Dataset excerpt:
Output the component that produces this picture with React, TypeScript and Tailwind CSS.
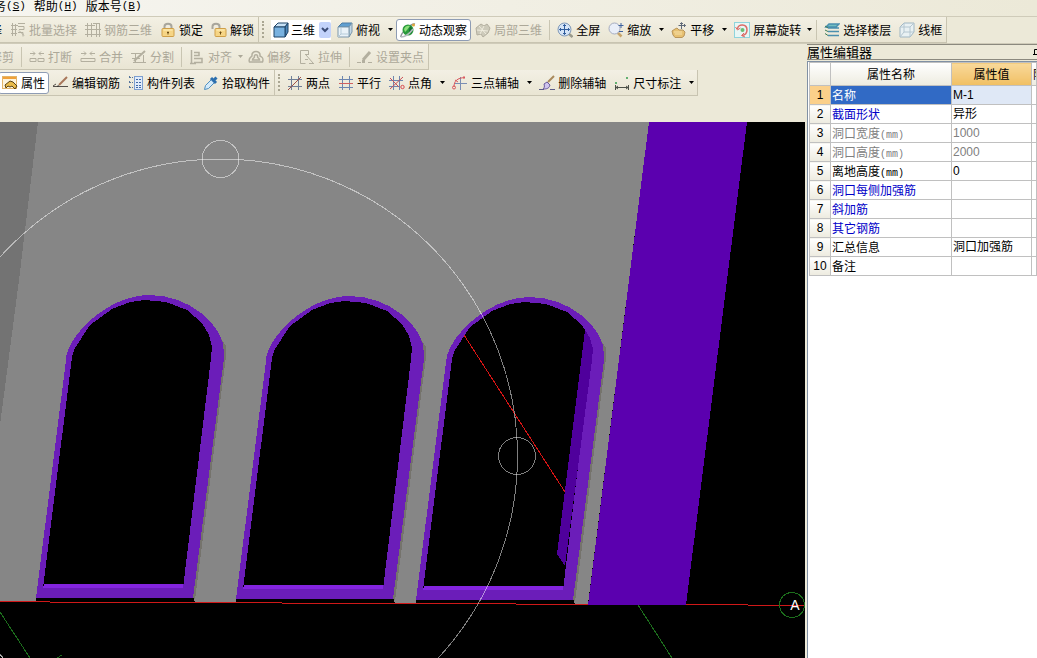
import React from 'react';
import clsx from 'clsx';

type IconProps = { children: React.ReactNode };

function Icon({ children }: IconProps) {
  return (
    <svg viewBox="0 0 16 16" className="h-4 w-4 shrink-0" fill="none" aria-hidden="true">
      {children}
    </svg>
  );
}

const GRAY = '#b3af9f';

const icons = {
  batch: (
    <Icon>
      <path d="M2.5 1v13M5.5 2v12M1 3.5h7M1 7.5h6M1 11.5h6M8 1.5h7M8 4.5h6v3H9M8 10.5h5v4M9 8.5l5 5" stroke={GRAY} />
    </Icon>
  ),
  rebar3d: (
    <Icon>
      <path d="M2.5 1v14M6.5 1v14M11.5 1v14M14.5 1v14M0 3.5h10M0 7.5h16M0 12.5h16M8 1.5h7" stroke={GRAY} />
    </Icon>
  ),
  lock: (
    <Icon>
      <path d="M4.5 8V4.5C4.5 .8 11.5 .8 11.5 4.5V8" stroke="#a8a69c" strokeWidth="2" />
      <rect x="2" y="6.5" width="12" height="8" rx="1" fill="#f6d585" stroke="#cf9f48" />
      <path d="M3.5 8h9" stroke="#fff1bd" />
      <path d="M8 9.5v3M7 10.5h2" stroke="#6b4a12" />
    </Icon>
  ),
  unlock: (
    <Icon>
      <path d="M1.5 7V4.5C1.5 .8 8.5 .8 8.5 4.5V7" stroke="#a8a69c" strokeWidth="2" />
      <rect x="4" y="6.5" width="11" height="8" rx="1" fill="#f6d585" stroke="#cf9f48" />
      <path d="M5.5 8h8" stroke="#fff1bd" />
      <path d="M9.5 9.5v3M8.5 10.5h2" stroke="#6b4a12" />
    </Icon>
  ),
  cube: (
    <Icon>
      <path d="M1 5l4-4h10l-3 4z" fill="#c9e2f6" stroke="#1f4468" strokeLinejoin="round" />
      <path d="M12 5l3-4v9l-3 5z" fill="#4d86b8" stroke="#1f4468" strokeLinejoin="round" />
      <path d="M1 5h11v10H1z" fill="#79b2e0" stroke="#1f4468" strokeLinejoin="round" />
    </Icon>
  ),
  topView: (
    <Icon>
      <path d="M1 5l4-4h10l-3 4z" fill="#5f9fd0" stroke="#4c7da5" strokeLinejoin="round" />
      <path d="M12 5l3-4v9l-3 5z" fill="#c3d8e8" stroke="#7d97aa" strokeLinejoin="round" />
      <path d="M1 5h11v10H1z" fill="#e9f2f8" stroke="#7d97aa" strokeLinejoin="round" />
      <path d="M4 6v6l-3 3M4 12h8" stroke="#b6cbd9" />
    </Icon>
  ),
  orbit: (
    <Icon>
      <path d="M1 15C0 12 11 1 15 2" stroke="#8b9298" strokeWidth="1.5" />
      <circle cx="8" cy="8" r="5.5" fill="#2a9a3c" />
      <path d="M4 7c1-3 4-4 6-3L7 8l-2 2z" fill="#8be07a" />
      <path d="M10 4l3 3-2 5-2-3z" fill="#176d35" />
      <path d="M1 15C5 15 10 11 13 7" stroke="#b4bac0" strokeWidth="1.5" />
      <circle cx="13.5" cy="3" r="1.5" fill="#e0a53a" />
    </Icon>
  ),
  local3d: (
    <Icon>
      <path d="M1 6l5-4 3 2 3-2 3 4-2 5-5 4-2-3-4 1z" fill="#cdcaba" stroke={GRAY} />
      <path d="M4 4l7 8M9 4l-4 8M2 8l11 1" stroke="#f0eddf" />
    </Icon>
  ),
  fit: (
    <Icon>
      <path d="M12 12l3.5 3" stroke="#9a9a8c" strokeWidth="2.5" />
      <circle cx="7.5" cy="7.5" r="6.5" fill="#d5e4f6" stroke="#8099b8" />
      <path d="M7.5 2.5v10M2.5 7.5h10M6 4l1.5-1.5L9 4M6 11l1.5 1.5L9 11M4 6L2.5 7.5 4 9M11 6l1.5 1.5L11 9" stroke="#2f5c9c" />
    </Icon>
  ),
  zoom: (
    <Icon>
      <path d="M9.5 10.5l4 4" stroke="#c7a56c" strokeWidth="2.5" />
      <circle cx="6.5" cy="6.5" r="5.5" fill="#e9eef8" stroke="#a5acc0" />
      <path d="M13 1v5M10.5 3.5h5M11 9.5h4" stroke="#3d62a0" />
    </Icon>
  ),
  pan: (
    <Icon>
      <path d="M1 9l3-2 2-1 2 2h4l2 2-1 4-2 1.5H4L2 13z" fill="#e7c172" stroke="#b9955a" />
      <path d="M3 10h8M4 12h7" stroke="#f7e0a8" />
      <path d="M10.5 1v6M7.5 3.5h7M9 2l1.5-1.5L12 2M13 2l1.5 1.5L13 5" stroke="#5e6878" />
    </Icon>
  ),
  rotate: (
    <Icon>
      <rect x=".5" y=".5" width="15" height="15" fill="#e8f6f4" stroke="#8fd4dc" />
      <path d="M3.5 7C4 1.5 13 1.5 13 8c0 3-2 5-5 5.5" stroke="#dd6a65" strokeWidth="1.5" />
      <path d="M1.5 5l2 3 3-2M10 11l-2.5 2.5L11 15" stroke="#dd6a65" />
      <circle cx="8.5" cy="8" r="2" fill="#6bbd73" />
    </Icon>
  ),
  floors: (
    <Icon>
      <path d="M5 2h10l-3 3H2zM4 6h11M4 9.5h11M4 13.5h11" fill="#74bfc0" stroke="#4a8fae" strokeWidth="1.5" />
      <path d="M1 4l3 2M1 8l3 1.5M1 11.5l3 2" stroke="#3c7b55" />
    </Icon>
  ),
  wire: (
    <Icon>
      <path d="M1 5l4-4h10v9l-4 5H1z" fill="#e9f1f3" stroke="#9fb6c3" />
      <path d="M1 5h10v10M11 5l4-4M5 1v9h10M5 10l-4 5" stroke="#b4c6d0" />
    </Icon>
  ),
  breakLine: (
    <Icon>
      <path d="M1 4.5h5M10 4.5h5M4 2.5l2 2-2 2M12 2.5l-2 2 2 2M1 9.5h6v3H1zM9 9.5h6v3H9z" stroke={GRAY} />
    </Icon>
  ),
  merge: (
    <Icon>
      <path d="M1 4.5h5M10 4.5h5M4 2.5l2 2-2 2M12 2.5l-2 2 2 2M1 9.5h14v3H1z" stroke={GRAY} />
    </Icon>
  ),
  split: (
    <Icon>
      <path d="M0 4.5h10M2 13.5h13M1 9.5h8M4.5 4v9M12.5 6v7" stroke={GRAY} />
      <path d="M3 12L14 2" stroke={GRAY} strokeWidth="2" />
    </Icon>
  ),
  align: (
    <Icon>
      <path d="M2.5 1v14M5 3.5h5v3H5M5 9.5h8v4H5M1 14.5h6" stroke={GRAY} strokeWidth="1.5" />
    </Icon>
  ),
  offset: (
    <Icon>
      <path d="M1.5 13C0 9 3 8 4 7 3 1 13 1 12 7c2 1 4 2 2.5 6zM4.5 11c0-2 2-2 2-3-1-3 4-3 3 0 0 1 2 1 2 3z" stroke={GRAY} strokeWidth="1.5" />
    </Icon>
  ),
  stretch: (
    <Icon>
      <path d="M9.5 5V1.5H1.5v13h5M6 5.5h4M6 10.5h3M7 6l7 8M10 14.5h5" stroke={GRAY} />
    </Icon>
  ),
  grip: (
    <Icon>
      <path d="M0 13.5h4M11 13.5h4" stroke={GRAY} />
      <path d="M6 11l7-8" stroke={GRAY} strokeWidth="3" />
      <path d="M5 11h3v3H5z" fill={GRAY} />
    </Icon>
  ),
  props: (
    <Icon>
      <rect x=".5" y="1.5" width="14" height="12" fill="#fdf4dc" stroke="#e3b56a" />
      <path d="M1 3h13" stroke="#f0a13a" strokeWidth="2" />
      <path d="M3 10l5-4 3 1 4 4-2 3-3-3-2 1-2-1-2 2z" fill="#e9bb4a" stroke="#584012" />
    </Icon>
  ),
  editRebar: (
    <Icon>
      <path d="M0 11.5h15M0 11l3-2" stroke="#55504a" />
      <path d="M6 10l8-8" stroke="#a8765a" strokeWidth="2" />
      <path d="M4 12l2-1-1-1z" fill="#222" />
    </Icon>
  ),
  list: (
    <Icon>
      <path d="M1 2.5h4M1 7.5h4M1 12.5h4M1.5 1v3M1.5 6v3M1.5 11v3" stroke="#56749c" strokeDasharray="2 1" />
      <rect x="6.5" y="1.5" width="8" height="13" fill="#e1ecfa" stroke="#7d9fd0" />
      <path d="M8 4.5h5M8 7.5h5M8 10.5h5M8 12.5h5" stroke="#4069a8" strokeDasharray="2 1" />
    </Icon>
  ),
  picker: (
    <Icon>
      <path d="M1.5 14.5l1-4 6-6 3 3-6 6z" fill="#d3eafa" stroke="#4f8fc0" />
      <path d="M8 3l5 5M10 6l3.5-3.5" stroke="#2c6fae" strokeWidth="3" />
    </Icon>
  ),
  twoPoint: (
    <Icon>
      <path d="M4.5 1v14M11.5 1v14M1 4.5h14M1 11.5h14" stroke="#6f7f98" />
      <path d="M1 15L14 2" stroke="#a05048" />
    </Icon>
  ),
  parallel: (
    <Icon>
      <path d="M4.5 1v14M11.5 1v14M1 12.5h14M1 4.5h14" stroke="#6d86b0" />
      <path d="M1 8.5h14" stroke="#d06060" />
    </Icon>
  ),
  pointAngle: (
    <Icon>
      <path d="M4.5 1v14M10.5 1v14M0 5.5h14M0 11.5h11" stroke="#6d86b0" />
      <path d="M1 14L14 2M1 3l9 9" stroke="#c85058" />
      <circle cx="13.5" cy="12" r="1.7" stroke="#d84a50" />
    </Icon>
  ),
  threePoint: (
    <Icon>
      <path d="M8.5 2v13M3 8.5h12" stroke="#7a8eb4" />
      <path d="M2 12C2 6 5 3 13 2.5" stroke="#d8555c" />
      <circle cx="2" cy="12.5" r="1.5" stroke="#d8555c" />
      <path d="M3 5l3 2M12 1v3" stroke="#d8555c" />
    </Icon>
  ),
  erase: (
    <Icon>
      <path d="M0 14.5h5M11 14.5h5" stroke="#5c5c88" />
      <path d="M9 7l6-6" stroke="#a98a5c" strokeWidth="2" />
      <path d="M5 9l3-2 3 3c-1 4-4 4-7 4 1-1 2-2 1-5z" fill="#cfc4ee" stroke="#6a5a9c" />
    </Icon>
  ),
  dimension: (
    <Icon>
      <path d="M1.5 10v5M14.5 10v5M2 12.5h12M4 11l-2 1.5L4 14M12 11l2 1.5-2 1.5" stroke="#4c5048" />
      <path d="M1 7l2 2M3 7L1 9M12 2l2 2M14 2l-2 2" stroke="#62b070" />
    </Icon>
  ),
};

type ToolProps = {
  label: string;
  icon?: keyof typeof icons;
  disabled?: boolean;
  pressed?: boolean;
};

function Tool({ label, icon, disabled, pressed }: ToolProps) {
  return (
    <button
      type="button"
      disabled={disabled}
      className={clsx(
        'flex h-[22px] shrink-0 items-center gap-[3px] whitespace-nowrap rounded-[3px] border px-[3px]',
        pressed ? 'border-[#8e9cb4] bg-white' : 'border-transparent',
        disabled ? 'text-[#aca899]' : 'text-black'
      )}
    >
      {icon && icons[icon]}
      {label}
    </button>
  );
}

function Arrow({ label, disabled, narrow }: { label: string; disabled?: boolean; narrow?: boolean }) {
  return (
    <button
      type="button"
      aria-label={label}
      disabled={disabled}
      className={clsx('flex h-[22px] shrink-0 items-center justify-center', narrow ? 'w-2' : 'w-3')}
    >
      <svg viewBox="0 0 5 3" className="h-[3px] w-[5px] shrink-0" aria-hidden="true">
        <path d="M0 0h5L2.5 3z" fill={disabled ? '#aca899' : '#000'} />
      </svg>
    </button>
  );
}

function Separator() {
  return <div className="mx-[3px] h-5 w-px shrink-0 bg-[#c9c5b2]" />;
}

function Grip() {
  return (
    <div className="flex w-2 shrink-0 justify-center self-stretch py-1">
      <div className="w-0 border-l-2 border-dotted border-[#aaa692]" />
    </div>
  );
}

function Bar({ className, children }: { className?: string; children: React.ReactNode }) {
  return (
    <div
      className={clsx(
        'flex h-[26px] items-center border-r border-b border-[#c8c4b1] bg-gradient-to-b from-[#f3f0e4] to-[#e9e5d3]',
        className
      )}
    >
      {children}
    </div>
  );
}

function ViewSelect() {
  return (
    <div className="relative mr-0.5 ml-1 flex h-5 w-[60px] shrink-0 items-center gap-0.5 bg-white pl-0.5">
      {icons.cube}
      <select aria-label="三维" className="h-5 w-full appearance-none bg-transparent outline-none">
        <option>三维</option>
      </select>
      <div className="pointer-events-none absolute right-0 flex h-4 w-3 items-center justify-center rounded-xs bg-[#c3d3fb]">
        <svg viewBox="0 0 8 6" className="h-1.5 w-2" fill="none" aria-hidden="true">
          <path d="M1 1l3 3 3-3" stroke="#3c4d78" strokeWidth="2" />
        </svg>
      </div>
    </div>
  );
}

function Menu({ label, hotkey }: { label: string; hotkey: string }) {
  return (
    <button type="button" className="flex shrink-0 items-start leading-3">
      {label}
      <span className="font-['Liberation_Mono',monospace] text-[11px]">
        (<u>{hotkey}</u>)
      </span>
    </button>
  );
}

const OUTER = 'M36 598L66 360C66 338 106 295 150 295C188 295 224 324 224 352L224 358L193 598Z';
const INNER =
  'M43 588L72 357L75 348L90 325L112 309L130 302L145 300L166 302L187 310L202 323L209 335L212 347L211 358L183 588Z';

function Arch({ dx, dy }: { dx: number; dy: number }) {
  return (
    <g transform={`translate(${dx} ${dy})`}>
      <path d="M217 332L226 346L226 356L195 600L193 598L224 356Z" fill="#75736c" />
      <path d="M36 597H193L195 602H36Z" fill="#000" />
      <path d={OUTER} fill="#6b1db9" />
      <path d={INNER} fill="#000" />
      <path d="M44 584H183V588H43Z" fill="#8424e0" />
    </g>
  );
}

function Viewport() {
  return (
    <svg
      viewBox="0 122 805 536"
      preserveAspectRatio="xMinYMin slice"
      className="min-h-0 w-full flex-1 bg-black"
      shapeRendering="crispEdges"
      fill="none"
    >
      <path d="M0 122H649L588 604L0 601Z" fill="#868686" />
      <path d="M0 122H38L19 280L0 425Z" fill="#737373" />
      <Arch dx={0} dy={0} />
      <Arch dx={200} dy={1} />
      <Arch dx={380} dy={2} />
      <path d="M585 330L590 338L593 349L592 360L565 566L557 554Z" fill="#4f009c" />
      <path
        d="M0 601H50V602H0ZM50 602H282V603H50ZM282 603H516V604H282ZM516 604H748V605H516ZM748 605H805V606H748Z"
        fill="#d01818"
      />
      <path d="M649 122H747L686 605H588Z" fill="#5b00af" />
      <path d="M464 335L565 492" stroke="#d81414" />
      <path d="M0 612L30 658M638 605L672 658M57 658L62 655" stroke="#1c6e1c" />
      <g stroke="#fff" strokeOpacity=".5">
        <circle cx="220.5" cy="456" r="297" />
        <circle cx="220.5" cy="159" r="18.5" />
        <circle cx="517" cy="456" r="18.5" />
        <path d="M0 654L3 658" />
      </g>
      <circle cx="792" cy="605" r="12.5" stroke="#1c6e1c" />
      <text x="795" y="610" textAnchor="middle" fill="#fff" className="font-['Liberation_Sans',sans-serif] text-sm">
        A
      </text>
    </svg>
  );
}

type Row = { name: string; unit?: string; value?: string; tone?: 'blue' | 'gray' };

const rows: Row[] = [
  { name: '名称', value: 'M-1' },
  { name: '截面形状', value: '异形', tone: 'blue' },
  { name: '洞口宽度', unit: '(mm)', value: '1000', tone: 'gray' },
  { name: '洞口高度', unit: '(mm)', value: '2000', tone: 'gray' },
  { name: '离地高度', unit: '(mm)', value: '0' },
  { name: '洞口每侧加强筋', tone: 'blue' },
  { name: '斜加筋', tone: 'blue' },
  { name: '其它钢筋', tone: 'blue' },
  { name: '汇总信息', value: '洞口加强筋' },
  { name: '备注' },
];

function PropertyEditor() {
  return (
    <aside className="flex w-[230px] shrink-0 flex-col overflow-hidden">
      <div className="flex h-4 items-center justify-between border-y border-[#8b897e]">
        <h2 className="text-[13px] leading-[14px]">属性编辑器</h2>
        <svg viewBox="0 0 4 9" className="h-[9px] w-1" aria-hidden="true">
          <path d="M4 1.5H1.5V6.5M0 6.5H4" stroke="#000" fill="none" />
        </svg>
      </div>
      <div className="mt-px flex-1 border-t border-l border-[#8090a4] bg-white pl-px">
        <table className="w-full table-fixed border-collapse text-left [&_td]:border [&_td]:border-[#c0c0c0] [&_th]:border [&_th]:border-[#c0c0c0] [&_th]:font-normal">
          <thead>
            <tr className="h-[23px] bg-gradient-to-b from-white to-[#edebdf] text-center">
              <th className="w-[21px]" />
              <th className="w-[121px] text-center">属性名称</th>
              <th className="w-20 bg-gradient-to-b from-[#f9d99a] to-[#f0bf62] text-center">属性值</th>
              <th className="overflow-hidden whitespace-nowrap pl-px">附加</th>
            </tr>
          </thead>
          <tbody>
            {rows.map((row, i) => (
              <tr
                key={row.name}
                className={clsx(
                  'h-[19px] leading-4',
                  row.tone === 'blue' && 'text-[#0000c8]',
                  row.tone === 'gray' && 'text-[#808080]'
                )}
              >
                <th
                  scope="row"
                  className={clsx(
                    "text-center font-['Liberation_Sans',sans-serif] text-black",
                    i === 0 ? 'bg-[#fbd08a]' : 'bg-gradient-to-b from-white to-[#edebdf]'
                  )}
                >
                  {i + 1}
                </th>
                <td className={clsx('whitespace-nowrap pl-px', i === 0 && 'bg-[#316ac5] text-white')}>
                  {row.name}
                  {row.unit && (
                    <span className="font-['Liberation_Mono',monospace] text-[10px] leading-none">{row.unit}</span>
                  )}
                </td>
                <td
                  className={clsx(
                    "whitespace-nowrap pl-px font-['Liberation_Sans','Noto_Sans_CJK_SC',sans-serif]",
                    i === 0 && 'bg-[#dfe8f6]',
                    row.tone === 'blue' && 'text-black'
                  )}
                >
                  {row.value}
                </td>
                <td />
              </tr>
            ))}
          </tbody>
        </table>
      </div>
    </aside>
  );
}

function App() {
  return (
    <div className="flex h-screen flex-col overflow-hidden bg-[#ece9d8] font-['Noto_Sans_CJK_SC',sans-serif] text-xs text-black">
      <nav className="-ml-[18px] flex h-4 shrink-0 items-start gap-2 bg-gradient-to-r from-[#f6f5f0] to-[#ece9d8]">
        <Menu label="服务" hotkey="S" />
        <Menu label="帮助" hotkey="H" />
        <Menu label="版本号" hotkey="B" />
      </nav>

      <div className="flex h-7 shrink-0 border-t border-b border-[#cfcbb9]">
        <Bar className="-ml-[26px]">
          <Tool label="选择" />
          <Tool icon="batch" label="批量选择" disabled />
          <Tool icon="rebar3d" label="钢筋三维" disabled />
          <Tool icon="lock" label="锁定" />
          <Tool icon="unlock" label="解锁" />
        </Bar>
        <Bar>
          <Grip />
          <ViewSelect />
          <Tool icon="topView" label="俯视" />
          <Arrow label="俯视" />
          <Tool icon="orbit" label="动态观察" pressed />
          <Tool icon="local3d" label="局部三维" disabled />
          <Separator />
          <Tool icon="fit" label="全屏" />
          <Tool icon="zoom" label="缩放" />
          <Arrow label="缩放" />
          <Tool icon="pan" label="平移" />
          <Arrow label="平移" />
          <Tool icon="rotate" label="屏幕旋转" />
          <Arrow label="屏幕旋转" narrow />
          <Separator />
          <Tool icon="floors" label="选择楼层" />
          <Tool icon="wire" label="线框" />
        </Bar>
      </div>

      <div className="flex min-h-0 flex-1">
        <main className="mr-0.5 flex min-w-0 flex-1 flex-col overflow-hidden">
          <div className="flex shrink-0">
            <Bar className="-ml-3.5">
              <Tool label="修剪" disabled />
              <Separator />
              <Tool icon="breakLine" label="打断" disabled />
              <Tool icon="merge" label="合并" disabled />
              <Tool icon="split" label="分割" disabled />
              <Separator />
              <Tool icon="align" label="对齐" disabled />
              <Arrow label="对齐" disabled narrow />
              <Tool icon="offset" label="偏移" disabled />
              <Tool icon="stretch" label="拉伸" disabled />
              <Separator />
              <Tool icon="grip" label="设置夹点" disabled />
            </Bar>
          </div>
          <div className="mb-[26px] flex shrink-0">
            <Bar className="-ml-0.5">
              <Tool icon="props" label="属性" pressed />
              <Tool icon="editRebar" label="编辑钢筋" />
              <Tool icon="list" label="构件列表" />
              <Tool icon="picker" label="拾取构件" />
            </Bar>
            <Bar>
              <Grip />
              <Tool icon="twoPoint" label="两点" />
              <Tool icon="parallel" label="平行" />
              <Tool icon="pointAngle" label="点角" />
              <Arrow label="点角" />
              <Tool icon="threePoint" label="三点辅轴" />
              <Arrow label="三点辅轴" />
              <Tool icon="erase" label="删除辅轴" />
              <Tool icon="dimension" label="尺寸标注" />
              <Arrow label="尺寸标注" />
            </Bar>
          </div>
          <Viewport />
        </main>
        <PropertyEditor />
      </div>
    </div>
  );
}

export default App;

Problem statement:
Return, unchanged, the lines from the first line of the material through the line that holds "const GRAY = '#b3af9f';", inclusive, omitting pictures.

Final answer:
Output the component that produces this picture with React, TypeScript and Tailwind CSS.
import React from 'react';
import clsx from 'clsx';

type IconProps = { children: React.ReactNode };

function Icon({ children }: IconProps) {
  return (
    <svg viewBox="0 0 16 16" className="h-4 w-4 shrink-0" fill="none" aria-hidden="true">
      {children}
    </svg>
  );
}

const GRAY = '#b3af9f';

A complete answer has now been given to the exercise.